A new duality relating density perturbations in expanding and contracting Friedmann cosmologies
Latham A. Boyle, Paul J. Steinhardt, Neil Turok
TL;DR
This work identifies a precise duality between expanding and contracting FRW cosmologies with a single scalar field and constant $\epsilon$, showing that an expanding solution with $\epsilon$ yields the same scalar perturbation spectrum as a contracting solution with $\hat{\epsilon}=1/\epsilon$ for both dominant and subdominant modes.
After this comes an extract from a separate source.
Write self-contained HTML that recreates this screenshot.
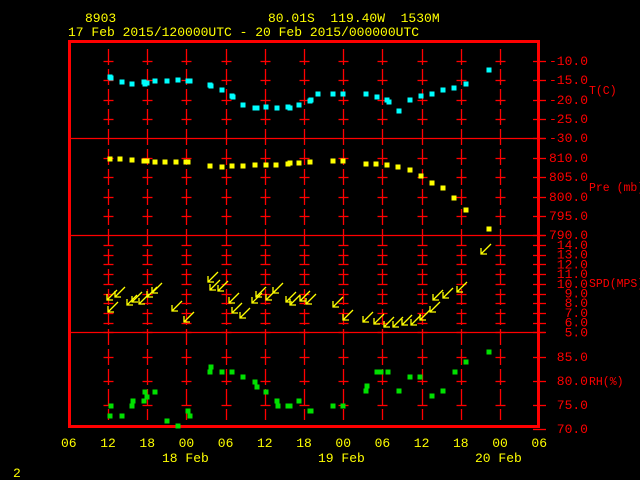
<!DOCTYPE html>
<html><head><meta charset="utf-8"><style>
html,body{margin:0;padding:0;background:#000;width:640px;height:480px;overflow:hidden}
svg{display:block}
text{font-family:"Liberation Mono",monospace;font-size:13px}
.y{fill:#ffff00}.r{fill:#ff0000}
</style></head><body>
<svg width="640" height="480" viewBox="0 0 640 480" xmlns="http://www.w3.org/2000/svg">
<rect width="640" height="480" fill="#000"/>
<text x="85" y="22" class="y">8903</text>
<text x="268" y="22" class="y" xml:space="preserve">80.01S  119.40W  1530M</text>
<text x="68" y="36" class="y">17 Feb 2015/120000UTC - 20 Feb 2015/000000UTC</text>
<g id="grid" stroke="#ff0000" stroke-width="1.3"></g>
<rect x="69.5" y="41.5" width="469" height="385" fill="none" stroke="#ff0000" stroke-width="3"/>
<g stroke="#ff0000" stroke-width="1.3">
<line x1="69" y1="138.5" x2="545" y2="138.5"/>
<line x1="69" y1="235.5" x2="545" y2="235.5"/>
<line x1="69" y1="332.5" x2="545" y2="332.5"/>
</g>
<g id="lab" class="r" style="font-size:11.5px" text-anchor="end"></g>
<text x="589" y="94" class="r" style="font-size:11.5px">T(C)</text>
<text x="589" y="191" class="r" style="font-size:11.5px">Pre (mb)</text>
<text x="589" y="287" class="r" style="font-size:11.5px">SPD(MPS)</text>
<text x="589" y="385" class="r" style="font-size:11.5px">RH(%)</text>
<g id="hrs" class="y"></g>
<text x="162" y="462" class="y">18 Feb</text>
<text x="318" y="462" class="y">19 Feb</text>
<text x="475" y="462" class="y">20 Feb</text>
<text x="13" y="477" class="y">2</text>
<g id="pts"></g>
<g id="wind" stroke="#ffff00" stroke-width="1.3" fill="none"></g>
<script>
var NS="http://www.w3.org/2000/svg";
function el(p,t,a,txt){var e=document.createElementNS(NS,t);for(var k in a)e.setAttribute(k,a[k]);if(txt!==undefined)e.textContent=txt;p.appendChild(e);return e;}
var g=document.getElementById('grid');
var xs=[];for(var i=0;i<11;i++)xs.push(Math.round(108+39.2*i)+0.5);
var ys=[];
[61,80,100,119,158,177,197,216].forEach(function(y){ys.push(y)});
for(var i=0;i<10;i++)ys.push(245+i*9.7);
[357,381,405].forEach(function(y){ys.push(y)});
xs.forEach(function(x){
 el(g,'line',{x1:x,y1:49,x2:x,y2:420,'stroke-dasharray':'16 4'});
 ys.forEach(function(y){el(g,'line',{x1:x-5,y1:Math.round(y)+.5,x2:x+5,y2:Math.round(y)+.5});});
});
var allTicks=[61,80,100,119,138,158,177,197,216,235];for(var i=1;i<10;i++)allTicks.push(245+ (i-1)*9.7);
allTicks=allTicks.concat([332,357,381,405,429]);
allTicks.forEach(function(y){el(g,'line',{x1:533,y1:Math.round(y)+.5,x2:546,y2:Math.round(y)+.5});});
var lab=document.getElementById('lab');
var L=[[61,'-10.0'],[80,'-15.0'],[100,'-20.0'],[119,'-25.0'],[138,'-30.0'],[158,'810.0'],[177,'805.0'],[197,'800.0'],[216,'795.0'],[235,'790.0']];
for(var i=0;i<10;i++)L.push([245+i*9.7,(14-i)+'.0']);
L=L.concat([[357,'85.0'],[381,'80.0'],[405,'75.0'],[429,'70.0']]);
L.forEach(function(a){el(lab,'text',{x:588,y:a[0]+4},a[1]);});
var h=document.getElementById('hrs');
['06','12','18','00','06','12','18','00','06','12','18','00','06'].forEach(function(t,i){el(h,'text',{x:61+39.2*i,y:447},t);});
var P=document.getElementById('pts');
function sq(arr,c){arr.forEach(function(p){el(P,'rect',{x:p[0]-2.5,y:p[1]-2.5,width:5,height:5,fill:c});});}
sq([[110,77],[111,78],[122,82],[132,84],[144,82],[145,84],[147,83],[155,81],[167,81],[178,80],[188,81],[190,81],[210,85],[211,86],[222,90],[232,96],[233,97],[243,105],[255,108],[257,108],[266,107],[277,108],[288,107],[290,108],[299,105],[310,101],[311,100],[318,94],[333,94],[343,94],[366,94],[377,97],[387,100],[389,102],[399,111],[410,100],[421,96],[432,94],[443,90],[454,88],[466,84],[489,70]],'#00ffff');
sq([[110,159],[120,159],[132,160],[144,161],[147,161],[155,162],[165,162],[176,162],[186,162],[188,162],[210,166],[222,167],[232,166],[243,166],[255,165],[266,165],[276,165],[288,164],[290,163],[299,163],[310,162],[333,161],[343,161],[366,164],[376,164],[387,165],[398,167],[410,170],[421,176],[432,183],[443,188],[454,198],[466,210],[489,229]],'#ffff00');
sq([[111,406],[110,416],[122,416],[132,406],[133,401],[144,401],[145,392],[147,397],[155,392],[167,421],[178,426],[188,411],[190,416],[211,367],[210,372],[222,372],[232,372],[243,377],[255,382],[257,387],[266,392],[277,401],[278,406],[288,406],[290,406],[299,401],[310,411],[311,411],[333,406],[343,406],[366,391],[367,386],[377,372],[381,372],[388,372],[399,391],[410,377],[420,377],[432,396],[443,391],[455,372],[466,362],[489,352]],'#00e000');
var W=document.getElementById('wind');
[[107,300],[115,297],[108,312],[127,305],[132,302],[139,304],[147,297],[152,293],[172,311],[184,322],[208,282],[210,290],[218,291],[229,303],[232,313],[240,318],[252,303],[256,297],[266,300],[273,293],[286,302],[290,305],[300,301],[306,304],[333,307],[343,320],[363,322],[374,324],[384,327],[393,327],[402,325],[411,325],[420,320],[430,312],[433,300],[443,298],[457,292],[481,254]].forEach(function(p){
 var x=p[0],y=p[1];
 el(W,'path',{d:'M'+(x+10)+' '+(y-10)+' L'+x+' '+y+' M'+x+' '+(y-6)+' L'+x+' '+y+' L'+(x+6)+' '+y});
});
</script>
</svg>
</body></html>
The authors derive this using Mukhanov's variables $u$ and $v$, establish the invariance of the relevant combinations under $\epsilon\to1/\epsilon$, and decompose perturbations into growth and decay modes with explicit spectral indices. They also demonstrate that tensor perturbations are not dual-invariant, thereby breaking the degeneracy, and extend the framework to $d$ spacetime dimensions. The results have potential implications for inflationary and cyclic/ekpyrotic cosmologies and highlight connections to other cosmological dualities and observational signatures.
Abstract
For a 4-dimensional spatially-flat Friedmann-Robertson-Walker universe with a scalar field $φ(x)$, potential $V(φ)$ and constant equation of state $w=p/ρ$, we show that an expanding solution characterized by $ε=3(1+w)/2$ produces the same scalar perturbations as a contracting solution with $\hatε=1/ε$. The same symmetry applies to both the dominant and subdominant scalar perturbation modes. This result admits a simple physical interpretation and generalizes to $d$ spacetime dimensions if we define $ε\equiv [(2d-5)+(d-1)w]/(d-2)$.